Stored rows:
------

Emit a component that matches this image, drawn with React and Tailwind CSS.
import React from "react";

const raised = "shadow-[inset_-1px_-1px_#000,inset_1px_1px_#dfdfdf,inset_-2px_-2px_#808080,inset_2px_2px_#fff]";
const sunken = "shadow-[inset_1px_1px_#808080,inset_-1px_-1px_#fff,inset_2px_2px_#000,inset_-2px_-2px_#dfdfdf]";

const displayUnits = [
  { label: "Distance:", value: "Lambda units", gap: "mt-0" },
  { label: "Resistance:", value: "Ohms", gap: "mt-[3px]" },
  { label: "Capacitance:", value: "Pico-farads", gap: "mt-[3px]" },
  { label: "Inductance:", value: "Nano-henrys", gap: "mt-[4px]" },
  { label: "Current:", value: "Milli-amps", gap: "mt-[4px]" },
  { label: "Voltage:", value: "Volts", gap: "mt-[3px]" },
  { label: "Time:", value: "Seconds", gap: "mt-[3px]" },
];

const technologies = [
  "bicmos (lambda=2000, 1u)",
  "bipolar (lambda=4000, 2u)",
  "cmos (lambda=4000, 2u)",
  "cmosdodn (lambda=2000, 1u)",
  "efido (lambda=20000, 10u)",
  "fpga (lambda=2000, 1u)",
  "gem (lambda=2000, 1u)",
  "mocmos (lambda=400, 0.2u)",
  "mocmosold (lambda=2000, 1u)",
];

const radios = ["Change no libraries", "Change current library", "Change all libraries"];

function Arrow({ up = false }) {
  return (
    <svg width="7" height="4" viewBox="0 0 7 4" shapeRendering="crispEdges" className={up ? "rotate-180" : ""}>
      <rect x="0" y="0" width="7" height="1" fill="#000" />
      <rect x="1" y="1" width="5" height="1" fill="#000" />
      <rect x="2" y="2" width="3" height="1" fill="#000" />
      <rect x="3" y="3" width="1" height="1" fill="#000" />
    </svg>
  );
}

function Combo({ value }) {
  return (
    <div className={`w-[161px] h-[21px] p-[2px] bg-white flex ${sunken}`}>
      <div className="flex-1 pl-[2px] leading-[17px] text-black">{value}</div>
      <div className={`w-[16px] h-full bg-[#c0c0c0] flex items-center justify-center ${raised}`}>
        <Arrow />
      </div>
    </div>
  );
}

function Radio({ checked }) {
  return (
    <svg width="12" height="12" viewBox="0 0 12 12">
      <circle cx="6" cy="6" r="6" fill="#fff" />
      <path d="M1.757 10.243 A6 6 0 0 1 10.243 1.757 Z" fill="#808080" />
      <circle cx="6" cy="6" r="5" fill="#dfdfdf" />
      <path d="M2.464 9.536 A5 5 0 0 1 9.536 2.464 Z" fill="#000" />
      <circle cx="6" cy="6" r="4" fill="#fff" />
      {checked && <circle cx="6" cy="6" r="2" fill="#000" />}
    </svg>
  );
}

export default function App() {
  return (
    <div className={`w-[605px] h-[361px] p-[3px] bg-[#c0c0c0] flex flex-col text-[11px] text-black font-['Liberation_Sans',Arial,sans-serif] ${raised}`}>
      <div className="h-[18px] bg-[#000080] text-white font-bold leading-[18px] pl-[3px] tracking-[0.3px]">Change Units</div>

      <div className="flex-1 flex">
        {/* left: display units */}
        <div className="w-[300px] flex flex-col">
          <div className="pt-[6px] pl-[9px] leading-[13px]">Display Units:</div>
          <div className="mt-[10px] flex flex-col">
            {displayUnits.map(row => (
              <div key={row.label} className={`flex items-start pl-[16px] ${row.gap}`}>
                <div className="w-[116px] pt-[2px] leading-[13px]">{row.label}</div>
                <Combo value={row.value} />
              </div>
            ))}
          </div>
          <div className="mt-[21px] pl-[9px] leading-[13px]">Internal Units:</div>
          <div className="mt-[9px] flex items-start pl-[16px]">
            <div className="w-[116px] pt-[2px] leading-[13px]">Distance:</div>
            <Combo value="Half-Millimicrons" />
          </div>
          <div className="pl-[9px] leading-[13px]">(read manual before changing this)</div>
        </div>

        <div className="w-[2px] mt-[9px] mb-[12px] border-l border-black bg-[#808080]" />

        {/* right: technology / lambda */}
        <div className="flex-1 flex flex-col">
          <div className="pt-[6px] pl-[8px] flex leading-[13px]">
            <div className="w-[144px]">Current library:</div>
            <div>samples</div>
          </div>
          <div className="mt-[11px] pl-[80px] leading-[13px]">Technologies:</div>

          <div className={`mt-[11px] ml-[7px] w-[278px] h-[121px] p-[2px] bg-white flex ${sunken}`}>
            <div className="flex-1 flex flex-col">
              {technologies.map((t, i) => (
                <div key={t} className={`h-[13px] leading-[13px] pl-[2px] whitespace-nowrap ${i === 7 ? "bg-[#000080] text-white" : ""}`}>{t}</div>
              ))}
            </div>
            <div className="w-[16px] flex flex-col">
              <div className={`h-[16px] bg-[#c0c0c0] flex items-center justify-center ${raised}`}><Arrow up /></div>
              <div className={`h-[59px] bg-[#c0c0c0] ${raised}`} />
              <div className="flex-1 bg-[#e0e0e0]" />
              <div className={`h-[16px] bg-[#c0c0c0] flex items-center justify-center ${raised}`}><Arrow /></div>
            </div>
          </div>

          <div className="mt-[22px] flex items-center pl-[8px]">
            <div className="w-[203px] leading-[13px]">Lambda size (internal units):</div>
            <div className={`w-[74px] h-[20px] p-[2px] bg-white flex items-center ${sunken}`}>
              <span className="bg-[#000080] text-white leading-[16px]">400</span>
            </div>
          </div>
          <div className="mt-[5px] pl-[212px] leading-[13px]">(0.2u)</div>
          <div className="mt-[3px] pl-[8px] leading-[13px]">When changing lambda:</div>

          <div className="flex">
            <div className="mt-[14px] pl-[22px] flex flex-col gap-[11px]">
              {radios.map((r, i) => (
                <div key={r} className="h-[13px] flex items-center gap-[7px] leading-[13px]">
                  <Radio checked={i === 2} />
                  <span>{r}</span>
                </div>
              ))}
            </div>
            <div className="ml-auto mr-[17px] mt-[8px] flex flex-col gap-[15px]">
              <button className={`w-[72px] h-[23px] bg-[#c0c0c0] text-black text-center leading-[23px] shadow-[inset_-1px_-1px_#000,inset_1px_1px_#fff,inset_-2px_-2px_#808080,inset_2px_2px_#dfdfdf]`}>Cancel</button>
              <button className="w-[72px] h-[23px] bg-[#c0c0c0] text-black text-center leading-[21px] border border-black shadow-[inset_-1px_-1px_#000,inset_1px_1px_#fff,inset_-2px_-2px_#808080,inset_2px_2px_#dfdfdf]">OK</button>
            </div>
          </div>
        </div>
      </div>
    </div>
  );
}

------

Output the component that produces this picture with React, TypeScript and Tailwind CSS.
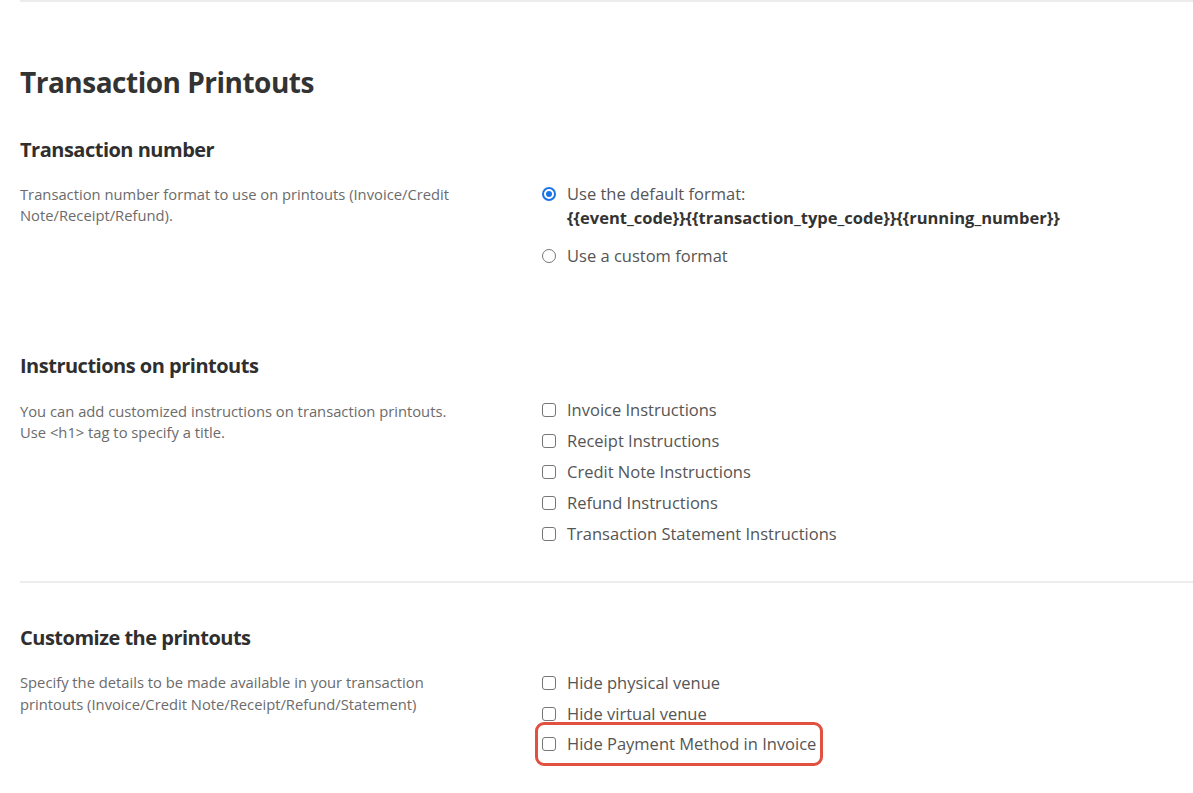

------

What you need to do: In the records above, locate the lines holding the word "React". Copy each of them.

Response to the task:
Emit a component that matches this image, drawn with React and Tailwind CSS.
import React from "react";
Output the component that produces this picture with React, TypeScript and Tailwind CSS.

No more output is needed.